Researchers have experimentally studied the impact of injecting coherent versus stochastic errors on the logical qubit performance using a bit-flip repetition code. The study, conducted on a transmon quantum processor, aimed to understand how different types of physical noise affect quantum error correction (QEC), a crucial component for building fault-tolerant quantum computers. Experimental results were compared with simulations adapted from a scalable free-fermion simulator, modified to efficiently sample stochastic noise in the quantum circuit.

Contrary to theoretical and simulation predictions, the experiment did not observe the expected difference in logical fidelity between coherent and stochastic error injection, for both distance-3 and distance-5 repetition codes. Simulations had suggested that these two types of noise should have distinct effects on QEC code performance. This discrepancy suggests that current noise models in experimental quantum systems might need refinement.
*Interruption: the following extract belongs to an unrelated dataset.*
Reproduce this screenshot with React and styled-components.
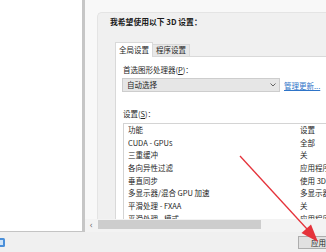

One hypothesis put forth by the team to explain this divergence is the presence of small drifts in qubit frequencies. These drifts could introduce phase-coherent noise that effectively "stochastifies" the injected coherent errors, making them behave more similarly to stochastic errors. This work underscores the complexity of characterizing and mitigating noise in real quantum platforms and contributes to a deeper understanding of how coherent errors affect experimental QEC, an essential step for the development of quantum computing.